20. GOVERNING LAW/JURISDICTION: This Purchase Order and the acceptance of it shall be a contract made in the State of California and governed by the laws thereof, without giving effect to conflicts of law principles, and excluding the application of the United Nations Convention on Contracts for the International Sale of Goods. The Parties shall attempt to resolve any disputes in connection with this agreement amicably and in good faith, and may use a Mediator agreed upon by all Parties. Any suits, actions or proceedings that may be instituted by either party against the other shall be instituted exclusively before the competent courts of the State of California.

21. MISCELLANEOUS:

21.1 Should any provision of these Terms and Conditions of Sale be held by a court of competent jurisdiction to be illegal, invalid or unenforceable, such provision may be modified by such court in compliance with the law giving effect to the intent of the parties and enforced as
modified.

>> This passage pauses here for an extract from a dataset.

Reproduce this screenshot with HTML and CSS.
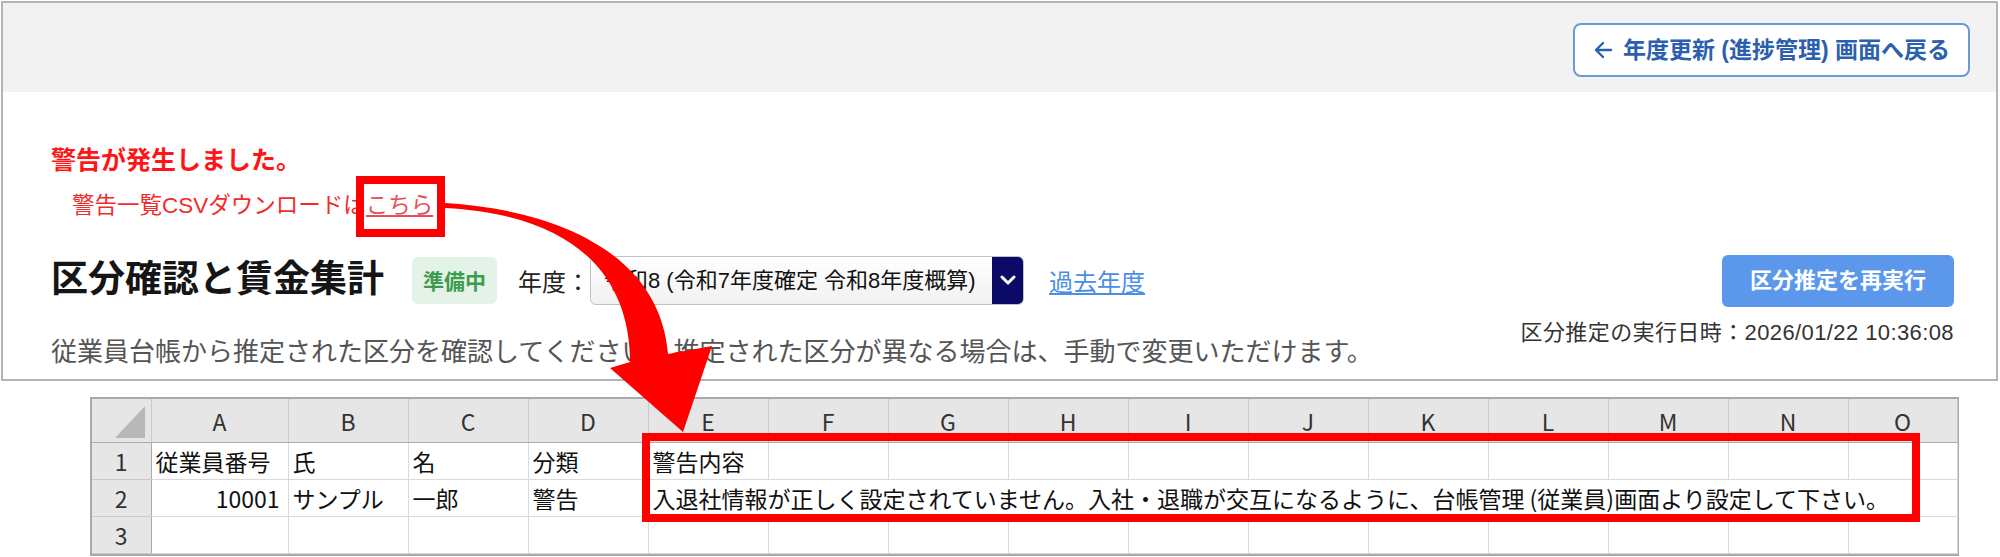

All other terms and conditions of these Terms and Conditions of Sale shall remain in full force and effect and shall be construed in accordance with the modified provision. 21.2 Buyer may not assign this Order related thereto and Buyer may not delegate its duties under this Order without Seller’s prior written consent which shall not be unreasonably withheld.

21.3 This agreement constitutes the entire understanding between the parties.

21.4 Notwithstanding any conflicting terms and conditions that may be presented, these Standard Terms and Conditions of Sale shall prevail and take precedence in all contractual matters.